═════ DATA

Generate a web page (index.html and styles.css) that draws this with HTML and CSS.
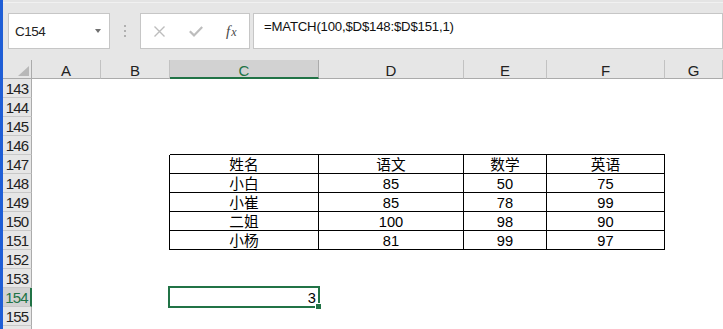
FILE: index.html
```html
<!DOCTYPE html>
<html lang="zh-CN">
<head>
<meta charset="utf-8">
<title>Excel MATCH</title>
<link rel="stylesheet" href="styles.css">
</head>
<body>
<div class="app">
  <div class="edge"></div>
  <div class="main">
    <div class="toolbar">
      <div class="namebox"><span class="ref">C154</span><span class="caret"></span></div>
      <div class="grip"><i></i><i></i><i></i></div>
      <div class="fxbox">
        <svg class="ic-x" width="11" height="11" viewBox="0 0 11 11"><path d="M0.5 0.5 L10.5 10.5 M10.5 0.5 L0.5 10.5" stroke="#bdbdbd" stroke-width="1.4" fill="none"/></svg>
        <svg class="ic-ok" width="14" height="11" viewBox="0 0 14 11"><path d="M0.8 5.2 L5 9.4 L13.2 1" stroke="#bdbdbd" stroke-width="2.2" fill="none"/></svg>
        <span class="fx"><span class="f">f</span><span class="x">x</span></span>
      </div>
      <div class="formula">=MATCH(100,$D$148:$D$151,1)</div>
    </div>
    <div class="sheet">
      <div class="corner"><svg width="11" height="10" viewBox="0 0 11 10"><polygon points="11,0 11,10 0,10" fill="#b8b8b8"/></svg></div>
      <div class="ch">A</div><div class="ch">B</div><div class="ch sel">C</div><div class="ch">D</div><div class="ch">E</div><div class="ch">F</div><div class="ch">G</div>

      <div class="rh">143</div><div class="c"></div><div class="c"></div><div class="c"></div><div class="c"></div><div class="c"></div><div class="c"></div><div class="c"></div>
      <div class="rh">144</div><div class="c"></div><div class="c"></div><div class="c"></div><div class="c"></div><div class="c"></div><div class="c"></div><div class="c"></div>
      <div class="rh">145</div><div class="c"></div><div class="c"></div><div class="c"></div><div class="c"></div><div class="c"></div><div class="c"></div><div class="c"></div>
      <div class="rh">146</div><div class="c"></div><div class="c"></div><div class="c tt"></div><div class="c tt"></div><div class="c tt"></div><div class="c tt"></div><div class="c"></div>

      <div class="rh">147</div><div class="c"></div><div class="c tl"></div><div class="c tc">姓名</div><div class="c tc">语文</div><div class="c tc">数学</div><div class="c tc">英语</div><div class="c"></div>
      <div class="rh">148</div><div class="c"></div><div class="c tl"></div><div class="c tc">小白</div><div class="c tc">85</div><div class="c tc">50</div><div class="c tc">75</div><div class="c"></div>
      <div class="rh">149</div><div class="c"></div><div class="c tl"></div><div class="c tc">小崔</div><div class="c tc">85</div><div class="c tc">78</div><div class="c tc">99</div><div class="c"></div>
      <div class="rh">150</div><div class="c"></div><div class="c tl"></div><div class="c tc">二姐</div><div class="c tc">100</div><div class="c tc">98</div><div class="c tc">90</div><div class="c"></div>
      <div class="rh">151</div><div class="c"></div><div class="c tl"></div><div class="c tc">小杨</div><div class="c tc">81</div><div class="c tc">99</div><div class="c tc">97</div><div class="c"></div>

      <div class="rh">152</div><div class="c"></div><div class="c"></div><div class="c"></div><div class="c"></div><div class="c"></div><div class="c"></div><div class="c"></div>
      <div class="rh">153</div><div class="c"></div><div class="c"></div><div class="c"></div><div class="c"></div><div class="c"></div><div class="c"></div><div class="c"></div>
      <div class="rh sel">154</div><div class="c"></div><div class="c"></div><div class="c num">3</div><div class="c"></div><div class="c"></div><div class="c"></div><div class="c"></div>
      <div class="rh">155</div><div class="c"></div><div class="c"></div><div class="c"></div><div class="c"></div><div class="c"></div><div class="c"></div><div class="c"></div>
      <div class="rh"></div><div class="c"></div><div class="c"></div><div class="c"></div><div class="c"></div><div class="c"></div><div class="c"></div><div class="c"></div>

      <div class="selection"><span class="handle"></span></div>
    </div>
  </div>
</div>
</body>
</html>
```
FILE: styles.css
```css
html, body {
  margin: 0;
  padding: 0;
  background: #e6e6e6;
}

.app {
  display: flex;
  width: 723px;
  height: 329px;
  overflow: hidden;
  background: #e6e6e6;
  font-family: "Liberation Sans", Arial, "Noto Sans CJK SC", sans-serif;
  color: #000;
}

.edge {
  flex: 0 0 3px;
  background: #1f5ed6;
}

.main {
  flex: 1;
  display: flex;
  flex-direction: column;
  min-width: 0;
}

/* ---------- toolbar ---------- */
.toolbar {
  flex: 0 0 60px;
  box-sizing: border-box;
  display: flex;
  align-items: flex-start;
  padding-top: 13px;
  background: linear-gradient(#e4e4e4 0 2px, #f1f1f1 2px 3px, #e6e6e6 3px);
}

.namebox {
  box-sizing: border-box;
  width: 102px;
  height: 36px;
  margin-left: 5px;
  background: #fff;
  border: 1px solid #c6c6c6;
  display: flex;
  align-items: center;
  justify-content: space-between;
  padding: 0 8px 0 6px;
}

.namebox .ref {
  font-size: 13.5px;
  line-height: 15px;
  letter-spacing: -0.5px;
  color: #222;
  padding-top: 1px;
}

.caret {
  width: 0;
  height: 0;
  border-left: 3px solid transparent;
  border-right: 3px solid transparent;
  border-top: 4px solid #707070;
}

.grip {
  width: 30px;
  height: 36px;
  display: flex;
  flex-direction: column;
  align-items: center;
  justify-content: center;
  gap: 3px;
}

.grip i {
  display: block;
  width: 2px;
  height: 2px;
  background: #b0b0b0;
}

.fxbox {
  box-sizing: border-box;
  width: 110px;
  height: 36px;
  background: #fff;
  border: 1px solid #c6c6c6;
  display: flex;
  align-items: center;
  padding-left: 13px;
}

.ic-x {
  display: block;
}

.ic-ok {
  display: block;
  margin-left: 24px;
}

.fx {
  margin-left: 23px;
  font-family: "Liberation Serif", "Times New Roman", serif;
  font-style: italic;
  color: #4a4a4a;
  display: flex;
  align-items: baseline;
}

.fx .f {
  font-size: 15px;
}

.fx .x {
  font-size: 12px;
  margin-left: 1px;
}

.formula {
  flex: 1;
  box-sizing: border-box;
  height: 36px;
  margin-left: 3px;
  background: #fff;
  border: 1px solid #c6c6c6;
  padding: 5px 0 0 10px;
  font-size: 13.2px;
  line-height: 16px;
  letter-spacing: -0.2px;
  color: #111;
  white-space: nowrap;
}

/* ---------- sheet ---------- */
.sheet {
  position: relative;
  flex: 1;
  display: grid;
  grid-template-columns: 29px 69px 69px 149px 145px 83px 118px 1fr;
  grid-auto-rows: 19px;
  background: #fff;
}

.corner {
  box-sizing: border-box;
  background: #e6e6e6;
  border-right: 1px solid #ababab;
  border-bottom: 1px solid #ababab;
  display: flex;
  justify-content: flex-end;
  align-items: flex-end;
  padding: 0 2px 2px 0;
}

.corner svg {
  display: block;
}

.ch {
  box-sizing: border-box;
  background: #e6e6e6;
  border-right: 1px solid #c2c2c2;
  border-bottom: 1px solid #ababab;
  text-align: center;
  font-size: 15px;
  line-height: 17px;
  padding-top: 2px;
  color: #222;
}

.ch.sel {
  background: #d2d2d2;
  color: #217346;
  border-bottom: 2px solid #217346;
  border-right-color: #ababab;
}

.rh {
  box-sizing: border-box;
  background: #e6e6e6;
  border-right: 1px solid #ababab;
  border-bottom: 1px solid #c8c8c8;
  text-align: center;
  font-size: 15px;
  line-height: 17px;
  padding-top: 1px;
  letter-spacing: -0.9px;
  color: #222;
}

.rh.sel {
  background: #d2d2d2;
  color: #217346;
  border-right: 2px solid #217346;
}

.c {
  box-sizing: border-box;
  font-size: 14.67px;
  line-height: 17px;
  padding-top: 2px;
  white-space: nowrap;
  overflow: hidden;
}

.tt {
  border-bottom: 1px solid #000;
}

.tl {
  border-right: 1px solid #000;
}

.tc {
  border-right: 1px solid #000;
  border-bottom: 1px solid #000;
  text-align: center;
}

.num {
  text-align: right;
  padding-right: 3px;
}

.selection {
  position: absolute;
  left: 165px;
  top: 226px;
  width: 152px;
  height: 22px;
  box-sizing: border-box;
  border: 2px solid #217346;
  pointer-events: none;
}

.handle {
  position: absolute;
  right: -3px;
  bottom: -3px;
  width: 6px;
  height: 6px;
  box-sizing: border-box;
  background: #217346;
  border: 1px solid #fff;
  border-width: 1px 0 0 1px;
}
```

══════════

▶ _WHAT THIS TASK INVOLVES_: Find every line above that contains the word "index", and return each one.

▶ _COMPLETE OUTPUT_:
Generate a web page (index.html and styles.css) that draws this with HTML and CSS.
FILE: index.html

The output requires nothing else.